Hi Alec, thanks for the answer - I am familiar with how Lua works in general; communication via the stack and tables and metatables for storing/organising data. I think maybe the problem is my terminology about binding. I want from Lua to call a function on a C++ instance. 'you want Lua to call some function of yours with a "self" argument, that "self" should tell you what ojbect you are working with.' Yes, exactly - so how do I achieve this, should I create C++ static functions which accept a void* and dereference it, then call an equivalent method on a C++ instance?
@user1654794 that's up to you, remember if you do dare the void* way, use dynamic_cast, you'd be surprised at how often bad-casts don't cause crashes.
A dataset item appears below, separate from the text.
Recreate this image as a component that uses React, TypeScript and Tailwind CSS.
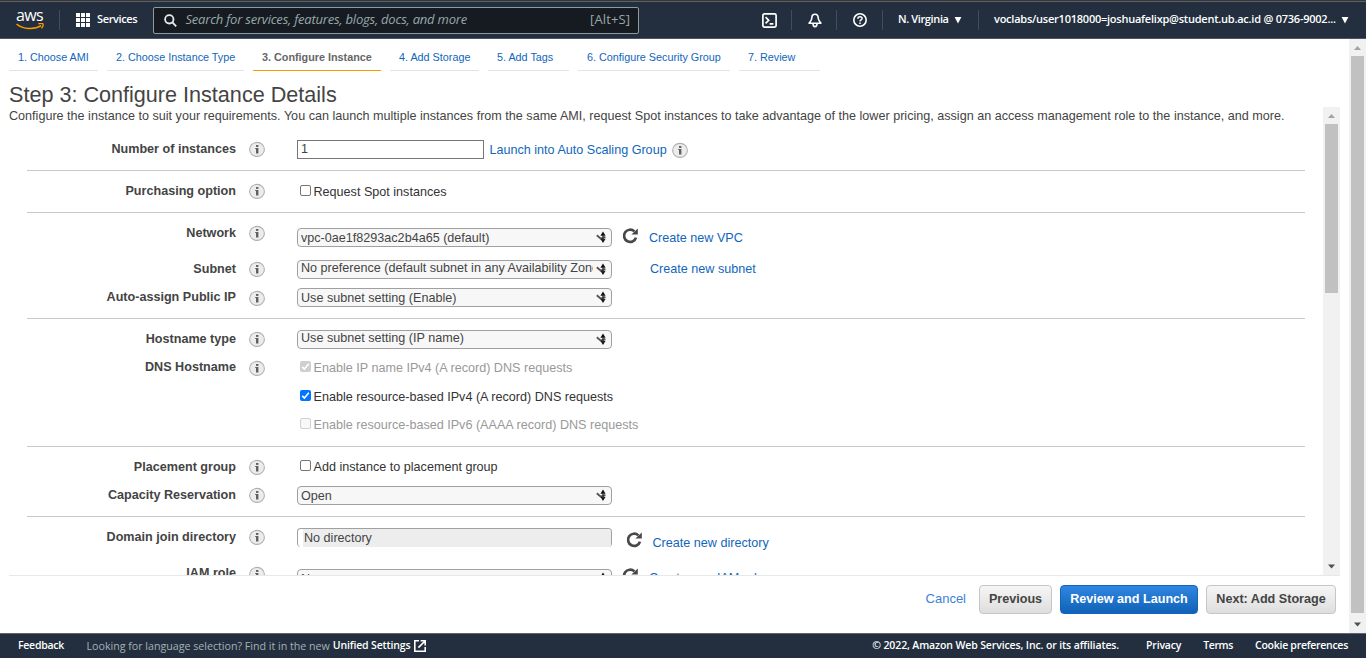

Why not look at tutorials or the code of other libraries. That's how I learnt.
OK great - thanks Alec. My main concern was that this approach wasn't good, or was frowned upon. Since your reply I'm a bit more confident in simply running the code and seeing what happens :) thanks for the dynamic_cast tip by the way. Great idea for testing the pointers coming out of Lua are correct types. :) Thanks again!
Hi Alec, I upvoted yesterday (and also accepted your first response as a valid answer) - sorry it didn't appear that way. It's showing as upvoted within my browser - is it now resolved your end also? Thanks!